In March, Jeffrey Munger, of Goshen, was charged with disorderly and disruptive conduct in a restricted building or grounds and parading, demonstrating or picketing in a Capitol building, according to AP.That same month, Nancy Barron, of Patriot in Switzerland County, surrendered to face the same charges.
Then in June, 39-year-old Michael Greene, also known as Michael Simmons, was charged with conspiracy and other related counts connected to the Jan. 6 riot. Simmons is an Indianapolis member of the Oath Keepers militia group, AP reported.
In October, Mark Mazza, of Shelbyville, was sentenced to five years in prison plus three of supervised release after pleading guilty to assaulting a police officer using a deadly weapon and carrying a firearm without a license.

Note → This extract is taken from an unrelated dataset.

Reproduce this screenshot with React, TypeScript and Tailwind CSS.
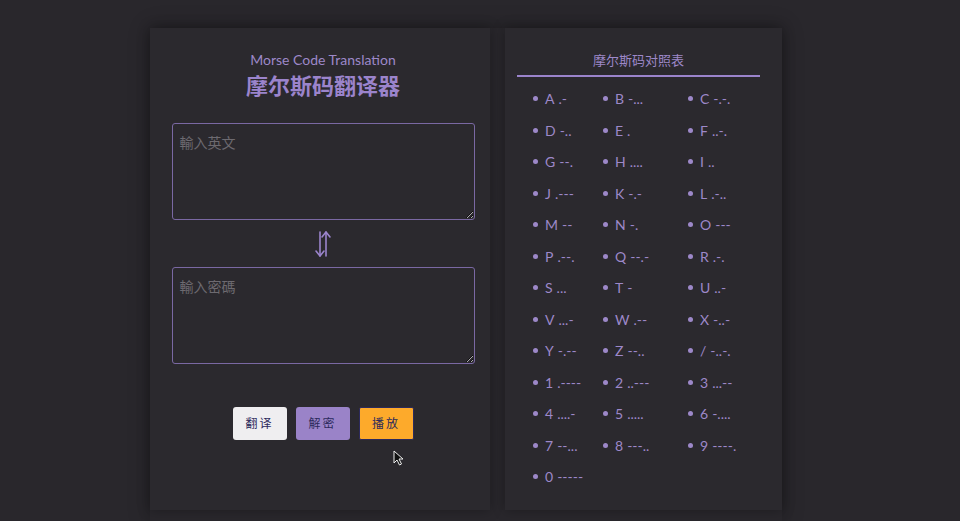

He had been charged with 13 offenses total, according to the AP.
The most recent Indiana case involving the Huttles was investigated by the FBI’s Indianapolis and Washington, D.C., field offices, with assistance from the U.S. Capitol Police, the Washington, D.C., Metro Police and the Boise Police Department. The case is being prosecuted by the U.S. Attorney’s Office for the District of Columbia and the Counterterrorism Section of the DOJ’s National Security Division, with assistance from the U.S. Attorney’s Office for the Northern District of Indiana.